Exercise aim. Work out how many lines include "this" and answer with that number only.
[START]
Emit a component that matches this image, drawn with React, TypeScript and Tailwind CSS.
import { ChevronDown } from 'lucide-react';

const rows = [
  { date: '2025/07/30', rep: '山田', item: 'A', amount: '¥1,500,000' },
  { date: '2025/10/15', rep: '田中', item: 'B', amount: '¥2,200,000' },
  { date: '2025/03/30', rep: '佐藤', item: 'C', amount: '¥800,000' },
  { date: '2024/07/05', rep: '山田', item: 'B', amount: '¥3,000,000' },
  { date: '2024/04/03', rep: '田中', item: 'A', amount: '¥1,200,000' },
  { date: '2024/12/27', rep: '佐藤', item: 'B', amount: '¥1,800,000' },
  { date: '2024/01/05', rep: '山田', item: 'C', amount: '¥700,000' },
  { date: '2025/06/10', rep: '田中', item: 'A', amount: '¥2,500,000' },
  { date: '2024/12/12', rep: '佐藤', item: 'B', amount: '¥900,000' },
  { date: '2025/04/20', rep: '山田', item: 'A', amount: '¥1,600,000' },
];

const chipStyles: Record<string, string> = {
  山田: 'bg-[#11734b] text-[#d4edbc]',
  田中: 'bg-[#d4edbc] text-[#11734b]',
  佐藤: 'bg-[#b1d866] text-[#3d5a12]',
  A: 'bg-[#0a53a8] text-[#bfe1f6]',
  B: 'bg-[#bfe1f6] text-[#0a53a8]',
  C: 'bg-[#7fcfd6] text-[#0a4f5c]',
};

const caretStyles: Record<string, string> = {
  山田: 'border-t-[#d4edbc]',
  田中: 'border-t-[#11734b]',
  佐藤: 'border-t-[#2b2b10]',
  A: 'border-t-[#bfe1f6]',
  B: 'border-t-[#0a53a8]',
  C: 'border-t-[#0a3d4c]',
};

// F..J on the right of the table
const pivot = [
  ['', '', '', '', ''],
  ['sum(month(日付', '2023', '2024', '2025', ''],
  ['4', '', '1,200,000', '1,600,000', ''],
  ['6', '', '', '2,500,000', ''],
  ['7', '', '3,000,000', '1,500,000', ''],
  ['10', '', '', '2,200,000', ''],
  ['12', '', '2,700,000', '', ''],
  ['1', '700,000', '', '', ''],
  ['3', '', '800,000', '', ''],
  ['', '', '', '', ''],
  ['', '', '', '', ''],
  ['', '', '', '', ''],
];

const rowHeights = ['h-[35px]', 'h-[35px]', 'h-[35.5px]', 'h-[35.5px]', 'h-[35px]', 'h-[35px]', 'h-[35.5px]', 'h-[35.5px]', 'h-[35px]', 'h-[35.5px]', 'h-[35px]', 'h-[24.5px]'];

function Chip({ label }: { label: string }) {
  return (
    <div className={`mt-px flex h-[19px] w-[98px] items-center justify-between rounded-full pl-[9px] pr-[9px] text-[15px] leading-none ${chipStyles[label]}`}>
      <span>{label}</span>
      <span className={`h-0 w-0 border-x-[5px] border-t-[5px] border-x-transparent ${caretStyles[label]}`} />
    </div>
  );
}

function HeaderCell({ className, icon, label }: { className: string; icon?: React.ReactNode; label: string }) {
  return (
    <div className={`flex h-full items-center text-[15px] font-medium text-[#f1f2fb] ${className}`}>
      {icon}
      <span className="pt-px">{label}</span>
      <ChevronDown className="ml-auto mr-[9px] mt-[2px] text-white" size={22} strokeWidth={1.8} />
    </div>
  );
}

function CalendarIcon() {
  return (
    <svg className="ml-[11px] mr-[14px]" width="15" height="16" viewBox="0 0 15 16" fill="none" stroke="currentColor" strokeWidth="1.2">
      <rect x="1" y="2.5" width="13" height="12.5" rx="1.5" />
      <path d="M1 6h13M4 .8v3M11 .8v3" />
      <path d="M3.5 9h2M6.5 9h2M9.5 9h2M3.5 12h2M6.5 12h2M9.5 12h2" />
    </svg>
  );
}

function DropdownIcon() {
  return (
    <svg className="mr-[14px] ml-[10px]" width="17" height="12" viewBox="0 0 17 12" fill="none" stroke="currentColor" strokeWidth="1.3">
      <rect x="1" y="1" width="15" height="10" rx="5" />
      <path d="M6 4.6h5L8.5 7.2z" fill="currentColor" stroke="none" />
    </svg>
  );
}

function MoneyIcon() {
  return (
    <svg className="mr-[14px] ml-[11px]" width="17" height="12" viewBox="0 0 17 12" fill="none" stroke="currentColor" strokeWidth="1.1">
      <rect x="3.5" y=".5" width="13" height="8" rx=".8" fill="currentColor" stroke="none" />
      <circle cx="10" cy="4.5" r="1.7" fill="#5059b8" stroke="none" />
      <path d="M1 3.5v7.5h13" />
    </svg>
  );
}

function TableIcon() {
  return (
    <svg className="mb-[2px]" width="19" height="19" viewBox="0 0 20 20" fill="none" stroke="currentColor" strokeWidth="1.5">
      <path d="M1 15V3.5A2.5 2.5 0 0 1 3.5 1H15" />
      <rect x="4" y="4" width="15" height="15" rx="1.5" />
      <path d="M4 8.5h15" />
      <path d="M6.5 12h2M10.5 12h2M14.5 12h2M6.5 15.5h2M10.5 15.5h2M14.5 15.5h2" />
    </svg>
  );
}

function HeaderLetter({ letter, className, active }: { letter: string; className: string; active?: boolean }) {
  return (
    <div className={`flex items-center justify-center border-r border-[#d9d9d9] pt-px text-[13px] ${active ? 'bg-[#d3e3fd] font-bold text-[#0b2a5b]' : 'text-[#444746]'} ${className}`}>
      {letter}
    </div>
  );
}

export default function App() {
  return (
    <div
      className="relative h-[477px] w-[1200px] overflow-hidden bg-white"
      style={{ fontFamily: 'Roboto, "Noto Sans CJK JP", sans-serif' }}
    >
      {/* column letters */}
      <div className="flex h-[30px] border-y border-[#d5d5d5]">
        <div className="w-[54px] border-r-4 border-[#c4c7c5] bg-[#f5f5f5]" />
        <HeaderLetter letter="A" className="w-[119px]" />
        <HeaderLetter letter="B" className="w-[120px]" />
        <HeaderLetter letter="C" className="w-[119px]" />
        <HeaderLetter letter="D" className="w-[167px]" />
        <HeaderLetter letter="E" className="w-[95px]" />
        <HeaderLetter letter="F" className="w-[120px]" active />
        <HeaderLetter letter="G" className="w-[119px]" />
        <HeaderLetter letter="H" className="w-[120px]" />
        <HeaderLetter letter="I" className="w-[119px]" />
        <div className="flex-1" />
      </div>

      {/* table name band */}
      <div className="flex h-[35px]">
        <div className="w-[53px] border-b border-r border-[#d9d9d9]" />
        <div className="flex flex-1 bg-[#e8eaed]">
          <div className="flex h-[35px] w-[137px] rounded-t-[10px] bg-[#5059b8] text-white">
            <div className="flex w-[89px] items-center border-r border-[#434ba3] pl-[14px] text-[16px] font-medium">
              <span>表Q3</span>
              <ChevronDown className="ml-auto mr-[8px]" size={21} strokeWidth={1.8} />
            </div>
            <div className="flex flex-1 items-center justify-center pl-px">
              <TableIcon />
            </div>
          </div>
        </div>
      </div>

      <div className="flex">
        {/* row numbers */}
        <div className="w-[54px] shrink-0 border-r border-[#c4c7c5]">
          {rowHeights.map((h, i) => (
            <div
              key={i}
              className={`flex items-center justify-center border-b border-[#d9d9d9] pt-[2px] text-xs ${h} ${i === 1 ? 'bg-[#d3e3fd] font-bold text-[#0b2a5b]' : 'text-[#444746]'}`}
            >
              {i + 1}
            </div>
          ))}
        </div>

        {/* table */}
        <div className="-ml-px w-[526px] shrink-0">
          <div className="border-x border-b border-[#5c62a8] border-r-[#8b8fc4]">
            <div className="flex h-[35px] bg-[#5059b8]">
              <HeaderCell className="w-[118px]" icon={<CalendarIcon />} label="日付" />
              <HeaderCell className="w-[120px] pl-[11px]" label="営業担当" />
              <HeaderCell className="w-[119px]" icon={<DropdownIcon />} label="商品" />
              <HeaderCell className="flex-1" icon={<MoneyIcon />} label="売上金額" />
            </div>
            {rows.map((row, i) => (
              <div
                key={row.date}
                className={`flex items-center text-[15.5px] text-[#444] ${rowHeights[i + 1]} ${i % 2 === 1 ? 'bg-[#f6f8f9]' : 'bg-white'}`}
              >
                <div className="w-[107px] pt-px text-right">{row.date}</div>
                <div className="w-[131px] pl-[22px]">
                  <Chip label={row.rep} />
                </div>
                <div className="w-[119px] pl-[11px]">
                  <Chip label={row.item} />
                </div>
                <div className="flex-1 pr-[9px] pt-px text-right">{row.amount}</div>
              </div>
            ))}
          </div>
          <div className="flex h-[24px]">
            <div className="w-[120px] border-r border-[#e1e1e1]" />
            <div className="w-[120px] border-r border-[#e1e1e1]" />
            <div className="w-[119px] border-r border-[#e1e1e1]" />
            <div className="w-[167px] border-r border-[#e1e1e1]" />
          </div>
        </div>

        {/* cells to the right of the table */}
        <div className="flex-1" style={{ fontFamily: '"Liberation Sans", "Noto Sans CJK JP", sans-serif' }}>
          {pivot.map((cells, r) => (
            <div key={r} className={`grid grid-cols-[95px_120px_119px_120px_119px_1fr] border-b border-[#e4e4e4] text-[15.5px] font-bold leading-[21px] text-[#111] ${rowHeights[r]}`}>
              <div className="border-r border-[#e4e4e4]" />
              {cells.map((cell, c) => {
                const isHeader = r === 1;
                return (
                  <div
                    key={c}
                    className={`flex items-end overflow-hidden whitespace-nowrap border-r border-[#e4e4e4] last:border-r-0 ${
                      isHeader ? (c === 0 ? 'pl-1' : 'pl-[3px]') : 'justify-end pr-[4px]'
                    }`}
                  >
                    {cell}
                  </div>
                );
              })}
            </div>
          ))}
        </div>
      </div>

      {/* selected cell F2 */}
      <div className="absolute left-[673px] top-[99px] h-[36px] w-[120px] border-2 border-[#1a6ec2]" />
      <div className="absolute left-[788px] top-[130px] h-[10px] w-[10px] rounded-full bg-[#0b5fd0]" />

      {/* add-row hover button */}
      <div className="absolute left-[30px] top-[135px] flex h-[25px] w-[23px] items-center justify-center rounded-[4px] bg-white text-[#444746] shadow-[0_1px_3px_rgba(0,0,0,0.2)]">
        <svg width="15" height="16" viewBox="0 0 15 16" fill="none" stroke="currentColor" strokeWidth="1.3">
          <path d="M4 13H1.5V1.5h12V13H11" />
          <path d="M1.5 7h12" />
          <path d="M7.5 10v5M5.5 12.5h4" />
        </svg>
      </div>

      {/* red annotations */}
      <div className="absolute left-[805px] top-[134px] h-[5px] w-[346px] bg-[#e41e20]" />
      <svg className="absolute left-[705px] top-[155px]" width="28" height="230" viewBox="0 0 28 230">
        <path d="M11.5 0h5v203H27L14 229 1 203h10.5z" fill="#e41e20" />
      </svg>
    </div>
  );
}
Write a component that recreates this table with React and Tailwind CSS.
[END]
Task answer. 2